Invisible History: Afghanistan's Untold Story - Fitzgerald, Paul

Elizabeth Gould, Paul Fitzgerald, Invisible History: Afghanistan’s Untold Story

Publishers Weekly in its 2008 starred review for Invisible History writes,

Journalists Fitzgerald and Gould do yeoman’s labor in clearing the fog and laying bare American failures in Afghanistan in this deeply researched, cogently argued and enormously important book. The authors demonstrate how closely American actions are tied to past miscalculations—and how U.S. policy has placed Afghans and Americans in grave danger.

Long at cultural crossroads, Afghanistan’s location poised the country to serve as “a fragile buffer” between rival empires. Great Britain’s 1947 creation of an arbitrary and indefensible border between Afghanistan and the newly minted Pakistan “from the Afghan point of view…has always been the problem,” but particularly after 9/11 American policymakers have paid scant attention to the concerns of Afghans, preferring to shoehorn an imagined Afghanistan into U.S. power paradigms.

Workshops of Empire: Stegner, Engle, and American Creative Writing During the Cold War - Bennett, Eric

Eric Bennett, Workshops of Empire: Stegner, Engle, and American Creative Writing During the Cold War

“In Workshops, Bennett demonstrates how the aesthetic dominance of the Iowa Writers’ Workshop, run by Paul Engle, and the creative writing program at Stanford, run by Wallace Stegner, were specific products of their place and time: the U.S. in the 1950s,” writes Rebecca Weaver in Rain Taxi.

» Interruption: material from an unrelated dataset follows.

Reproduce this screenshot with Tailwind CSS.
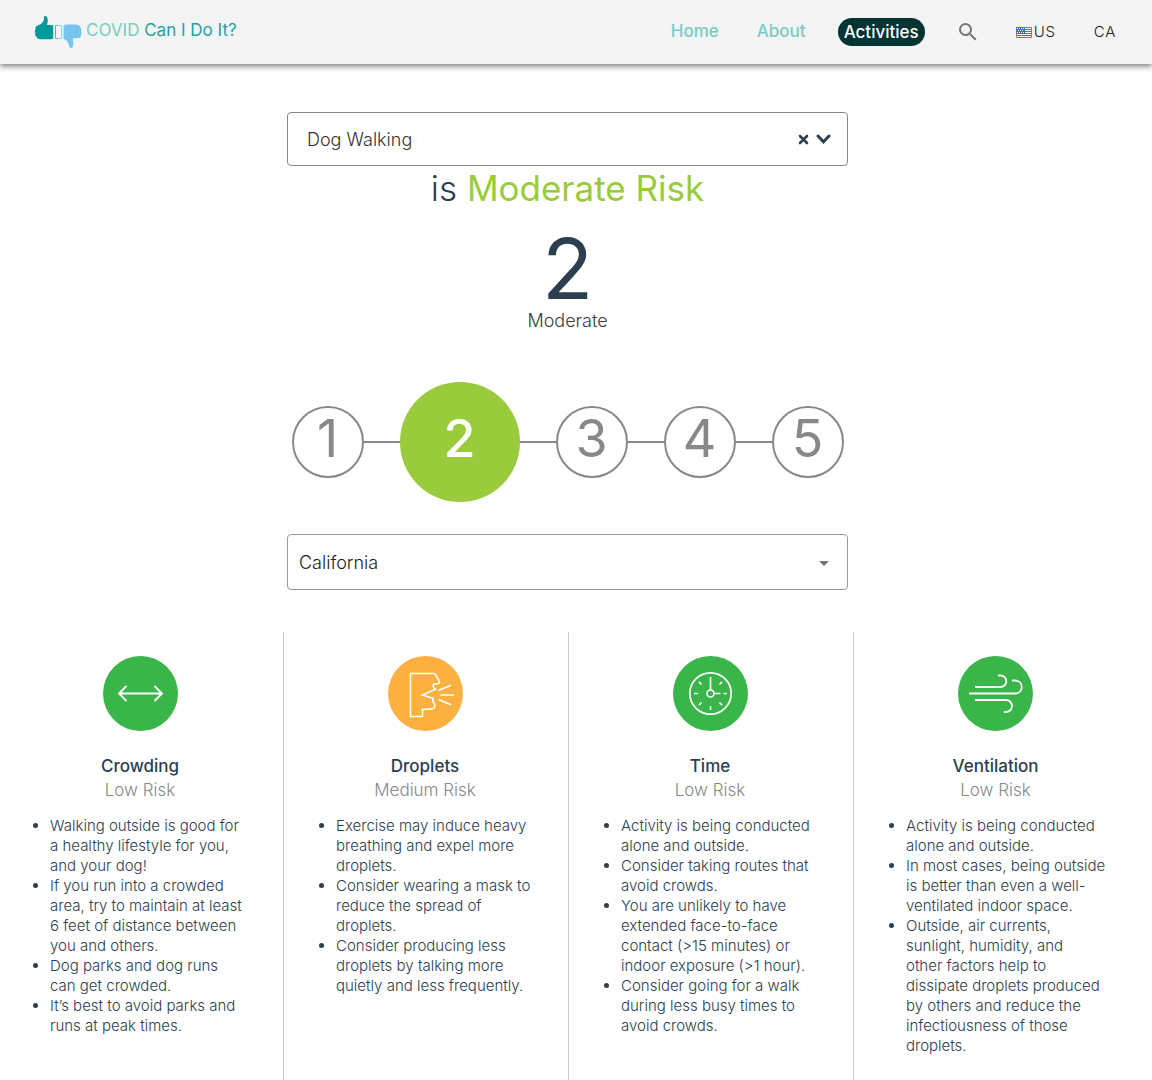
<!DOCTYPE html>
<html lang="en">
<head>
<meta charset="utf-8">
<meta name="viewport" content="width=device-width, initial-scale=1">
<title>COVID Can I Do It?</title>
<script src="https://cdn.jsdelivr.net/npm/@tailwindcss/browser@4"></script>
</head>
<body class="min-h-screen flex flex-col bg-white font-['Inter',sans-serif] text-[#2c3e50] overflow-x-hidden">
<header class="relative h-16 shrink-0 bg-[#f4f4f4] shadow-[0_2px_6px_rgba(0,0,0,0.55)] flex items-center justify-between pl-[34px] pr-9">
  <a href="#" class="flex items-center gap-1 text-[17px] text-[#1ca3a1]">
    <svg class="w-12 h-8" viewBox="0 0 48 32" aria-hidden="true">
      <path fill="#009999" d="M11 0c2 0 2.800 1.800 2.800 4.500 0 1.800-.8 3.500-.6 4.500l6 .3V22.500l-2 .8H7c-3 0-4.500-1-4.500-2.800C1 20 .8 18.500 1.500 17 .6 16 .6 14.300 1.500 13.500 1 11.300 2 10 4 9.500c2.500-1 5.600-3.200 6-6 0-1.500-.3-3.500 1-3.500z"/>
      <path fill="#74c6ef" d="M29.500 9.500l2-1h9c3.500-.2 5.500.8 5.500 2.500 1.500 1 1.600 2.500 1 3.800.8 1.300.7 2.700 0 3.700.4 2.500-1 3.500-3 3.500l-5 .3c-.4 1.300.3 3 .3 5 0 3-.5 4.700-2.500 4.700-1.500 0-1.700-2-2-3.700-1-2.500-3-5-5.300-5.500z"/>
      <path fill="none" stroke="#57b5b0" d="M24 9.500h-2.500v13H24"/>
      <path fill="none" stroke="#8fcdec" d="M25 9.500h2.500v13H25"/>
    </svg>
    <span class="pb-0.5"><span class="text-[#76cdc0]">COVID</span> Can I Do It?</span>
  </a>
  <nav class="flex items-center text-[17px] font-medium text-[#76cdc4]">
    <a href="#" class="mr-[38px]">Home</a>
    <a href="#" class="mr-8">About</a>
    <a href="#" class="rounded-full bg-[#003333] text-white px-[6px] h-7 leading-7">Activities</a>
    <button type="button" aria-label="Search" class="ml-[31px] mr-9">
      <svg class="w-6 h-6" viewBox="0 0 24 24" fill="#757575"><path d="M15.500 14h-.79l-.28-.27A6.471 6.471 0 0 0 16 9.500 6.500 6.500 0 1 0 9.500 16c1.610 0 3.090-.59 4.230-1.570l.27.28v.79l5 4.990L20.490 19l-4.990-5zm-6 0C7.010 14 5 11.990 5 9.500S7.010 5 9.500 5 14 7.010 14 9.500 11.990 14 9.500 14z"/></svg>
    </button>
    <button type="button" class="flex items-center mr-[38px] text-[15px] font-light tracking-wider text-[#222]">
      <svg class="w-4 h-[11px] mr-0.5" viewBox="0 0 16 11" aria-hidden="true">
        <rect width="16" height="11" fill="#fff"/>
        <path stroke="#f0402f" d="M0 2.500h16M0 4.500h16M0 6.500h16M0 8.500h16"/>
        <rect width="9" height="7" fill="#2f6fd0"/>
        <path stroke="#fff" stroke-dasharray="1 1" d="M1 1.500h7M2 3.500h6M1 5.500h7"/>
        <path fill="none" stroke="#c06a50" d="M9 .5h6.500v10H.5V7"/>
        <path fill="none" stroke="#5a6fb0" d="M.5 7V.5H9"/>
      </svg>US</button>
    <button type="button" class="text-[15px] font-light tracking-wider text-[#222]">CA</button>
  </nav>
</header>

<main class="flex-1 flex flex-col pt-12 pr-[17px]">
  <section class="w-full max-w-[561px] mx-auto flex flex-col items-center">
    <div class="w-full h-[54px] border border-[#888] rounded flex items-center pl-[19px] pr-4">
      <input type="text" aria-label="Activity" value="Dog Walking" class="flex-1 min-w-0 text-[18px] font-light text-[#333] outline-none">
      <button type="button" aria-label="Clear" class="mr-[7px]">
        <svg class="w-[11px] h-[11px]" viewBox="0 0 11 11" fill="none" stroke="#2c3e50" stroke-width="2.600" stroke-linecap="round"><path d="M2 2l7 7M9 2l-7 7"/></svg>
      </button>
      <button type="button" aria-label="Open list">
        <svg class="w-[15px] h-[11px]" viewBox="0 0 15 11" fill="none" stroke="#2c3e50" stroke-width="3" stroke-linecap="round"><path d="M2 2l5.500 5.800L13 2"/></svg>
      </button>
    </div>
    <h1 class="text-[35px] leading-[44px] font-light">is <span class="text-[#9acb3c] font-normal">Moderate Risk</span></h1>
    <p class="mt-[17px] text-[84px] leading-[84px]">2</p>
    <p class="text-[18px] leading-5 font-light">Moderate</p>
    <ol class="mt-[51px] flex items-center text-[52px] text-[#888]">
      <li class="size-[72px] rounded-full border-2 border-[#888] flex items-center justify-center pb-1.5">1</li>
      <li class="w-9 h-0.5 bg-[#888]" aria-hidden="true"></li>
      <li class="size-[120px] rounded-full bg-[#9acb3c] text-white font-medium flex items-center justify-center pb-1.5" aria-current="step">2</li>
      <li class="w-9 h-0.5 bg-[#888]" aria-hidden="true"></li>
      <li class="size-[72px] rounded-full border-2 border-[#888] flex items-center justify-center pb-1.5">3</li>
      <li class="w-9 h-0.5 bg-[#888]" aria-hidden="true"></li>
      <li class="size-[72px] rounded-full border-2 border-[#888] flex items-center justify-center pb-1.5">4</li>
      <li class="w-9 h-0.5 bg-[#888]" aria-hidden="true"></li>
      <li class="size-[72px] rounded-full border-2 border-[#888] flex items-center justify-center pb-1.5">5</li>
    </ol>
    <div class="relative mt-8 w-full">
      <select aria-label="State" class="block appearance-none w-full h-14 border border-[#999] rounded pl-[11px] pr-10 text-[18px] font-light text-[#222] bg-white"><option>California</option></select>
      <svg class="absolute right-3 top-4 w-6 h-6 pointer-events-none" viewBox="0 0 24 24" fill="#757575" aria-hidden="true"><path d="M7 11l5 5 5-5z"/></svg>
    </div>
  </section>

  <section class="flex-1 mt-[42px] -ml-px -mr-1 grid grid-cols-4 divide-x divide-[#ccc]">
    <article class="pt-6 pb-6 pr-0.5 flex flex-col items-center">
      <svg class="size-[75px]" viewBox="0 0 75 75" fill="none" stroke="#fff" stroke-width="1.800" aria-hidden="true"><circle cx="37.500" cy="37.500" r="37.500" fill="#39b54a" stroke="none"/><path d="M16 37.500h43M23.500 30l-7.500 7.500 7.500 7.500M51.500 30l7.500 7.500-7.500 7.500"/></svg>
      <h2 class="mt-[23px] text-[17px] leading-6 font-medium">Crowding</h2>
      <p class="text-[17px] leading-6 font-light text-[#888]">Low Risk</p>
      <ul class="mt-[14px] self-stretch list-disc pl-[51px] pr-[26px] text-[15px] leading-5 font-light">
        <li>Walking outside is good for a&nbsp;healthy lifestyle for you, and&nbsp;your dog!</li>
        <li>If you run into a crowded area, try to maintain at least 6&nbsp;feet of distance between you and others.</li>
        <li>Dog parks and dog runs can&nbsp;get crowded.</li>
        <li>It’s best to avoid parks and runs at peak times.</li>
      </ul>
    </article>
    <article class="pt-6 pb-6 pr-0.5 flex flex-col items-center">
      <svg class="size-[75px]" viewBox="0 0 75 75" fill="none" stroke="#fff" stroke-width="1.600" aria-hidden="true"><circle cx="37.500" cy="37.500" r="37.500" fill="#fbb040" stroke="none"/><path d="M22.500 17.500H46q1.500 0 2 2l3 5q.8 2-.5 3l-5 .7q-1 3.500 2 5L34.500 39l10.500 3.300q-1 3 1.500 5.200 1 2.500-.5 4.500-1.500 1.500-4 1l-7.500.5v7H22.500zM50.500 34.500l12.500-5.300M52.500 39H66M50.500 43.500l12.500 5.300"/></svg>
      <h2 class="mt-[23px] text-[17px] leading-6 font-medium">Droplets</h2>
      <p class="text-[17px] leading-6 font-light text-[#888]">Medium Risk</p>
      <ul class="mt-[14px] self-stretch list-disc pl-[52px] pr-[26px] text-[15px] leading-5 font-light">
        <li>Exercise may induce heavy breathing and expel more droplets.</li>
        <li>Consider wearing a mask to reduce the spread of droplets.</li>
        <li>Consider producing less droplets by talking more quietly and less frequently.</li>
      </ul>
    </article>
    <article class="pt-6 pb-6 pr-0.5 flex flex-col items-center">
      <svg class="size-[75px]" viewBox="0 0 75 75" fill="none" stroke="#fff" stroke-width="1.700" aria-hidden="true"><circle cx="37.500" cy="37.500" r="37.500" fill="#39b54a" stroke="none"/><circle cx="37.500" cy="37.500" r="20.700"/><circle cx="37.500" cy="37.500" r="3.500"/><path d="M37.500 34V21M41 37.500h6.500M50.500 37.500H54M21 37.500h4M37.500 50v4M46.500 28.500l2.600-2.600M28.500 28.500l-2.600-2.600M28.500 46.500l-2.600 2.600M46.500 46.500l2.600 2.600"/></svg>
      <h2 class="mt-[23px] text-[17px] leading-6 font-medium">Time</h2>
      <p class="text-[17px] leading-6 font-light text-[#888]">Low Risk</p>
      <ul class="mt-[14px] self-stretch list-disc pl-[52px] pr-[26px] text-[15px] leading-5 font-light">
        <li>Activity is being conducted alone and outside.</li>
        <li>Consider taking routes that avoid crowds.</li>
        <li>You are unlikely to have extended face-to-face contact (&gt;15 minutes) or indoor exposure (&gt;1 hour).</li>
        <li>Consider going for a walk during less busy times to avoid crowds.</li>
      </ul>
    </article>
    <article class="pt-6 pb-6 pr-0.5 flex flex-col items-center">
      <svg class="size-[75px]" viewBox="0 0 75 75" fill="none" stroke="#fff" stroke-width="1.800" aria-hidden="true"><circle cx="37.500" cy="37.500" r="37.500" fill="#39b54a" stroke="none"/><path d="M17 31h25.500a5.500 5.500 0 0 0 0-11.500H40M11 37.500h46c9 0 9-13 0-13h-3M17 44h31a5.500 5.500 0 0 1 0 12h-2"/></svg>
      <h2 class="mt-[23px] text-[17px] leading-6 font-medium">Ventilation</h2>
      <p class="text-[17px] leading-6 font-light text-[#888]">Low Risk</p>
      <ul class="mt-[14px] self-stretch list-disc pl-[52px] pr-[26px] text-[15px] leading-5 font-light">
        <li>Activity is being conducted alone and outside.</li>
        <li>In most cases, being outside is better than even a well-ventilated indoor space.</li>
        <li>Outside, air currents, sunlight, humidity, and other&nbsp;factors help to dissipate&nbsp;droplets produced by&nbsp;others and reduce the infectiousness of those droplets.</li>
      </ul>
    </article>
  </section>
</main>
</body>
</html>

The programs were not only funded and supported by various policies and agencies of the government (such as the GI Bill and the CIA and UNESCO), but also by private foundations (notably the Rockefeller Foundation)….While many have attributed words such as “natural” and “quality” to the phenomenon of Iowa’s eminence and dominance, Bennett argues that the type of writing valued at Iowa (and the programs established by its alums) grew out of specific goals and desires, as well as “ambitions and weird fears,” associated with the Cold War.

When those goals dovetailed with governmental or philanthropic goals, they were funded quite well.